Keep in mind that for species level spider identification, you really must have a stereo microscope. Even if you track down and acquire the papers you need, you will have no way to check your spider’s reproductive organs and other characters against the keys and diagrams in the paper without one. You will realize that at this level of spider interest and study, your list of necessary “tools” will grow. You’ll need to be preserving your spiders in 70-80% ethanol (1^st choice if you have access to it in a lab or can buy it at the liquor store) or 70% isopropyl rubbing alcohol purchased cheaply at the drug store (this makes specimens brittle and is not very healthy for humans to inhale, so this is 2^nd choice). Spiders are not like insects which can be dried and pinned. They have to be preserved in alcohol. You’ll need forceps (tweezers) for handling them, maybe a petri dish or glass excavated block for sliding them under the microscope, tiny glass beads to help hold the spider in place for viewing, extra vials for storage, eventually a micro dissection kit, extra light sources for your microscope, etc… the list can go on and on. You’ll learn from trial and error (and experience) what you need. It never hurts to ask those around you for help. There aren’t that many spider enthusiasts in this world, so we have to stick together!

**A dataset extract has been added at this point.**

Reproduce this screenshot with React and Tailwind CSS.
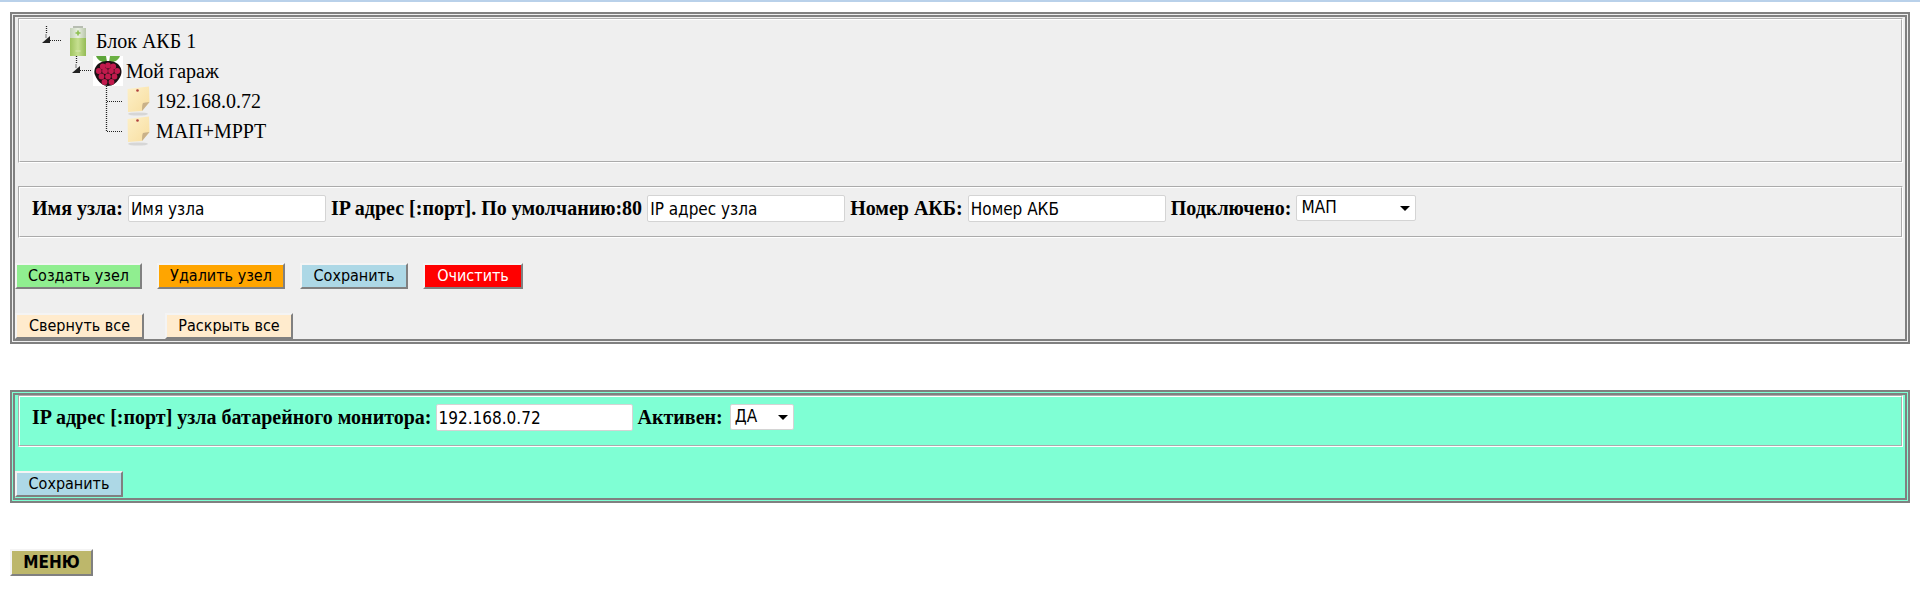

With experience, you’ll also learn that species level identifications done on adult male spiders are typically much easier than on adult females. Female epigyne areas, as mentioned earlier, will typically require dissection and sometimes a process called “clearing” in order to accurately identify them. The male pedipalp, on the other hand, is fairly straight forward; normally no dissection is necessary at all (besides the simple act of removing the left pedipalp from the main body of the spider). Also, the epigyne area on a female can often be covered in so much hair that the structures you need to see are completely obscured. You could spend an hour trying to remove the hairs, only to see that you still have to dissect the epigynum anyways!  In specimens that have already been submerged in alcohol for a length of time, the hairs can usually be gently scraped off, which is much easier than trying with scissors or a scalpel. The structures of the male pedipalps, in contrast, are never obscured by any hair. You do need to view the palp from as many directions as possible, though. Some structures are not seen in a purely ventral view; you also need to check the lateral views (turning it on its side), as well as any other view that the literature you’re using requires. Sometimes you need to view it from the perspective of the palp’s tip in a way similar to checking a pool cue for straightness. Under a microscope, use indirect light so that it will create shadows that best bring out the shape of the structures.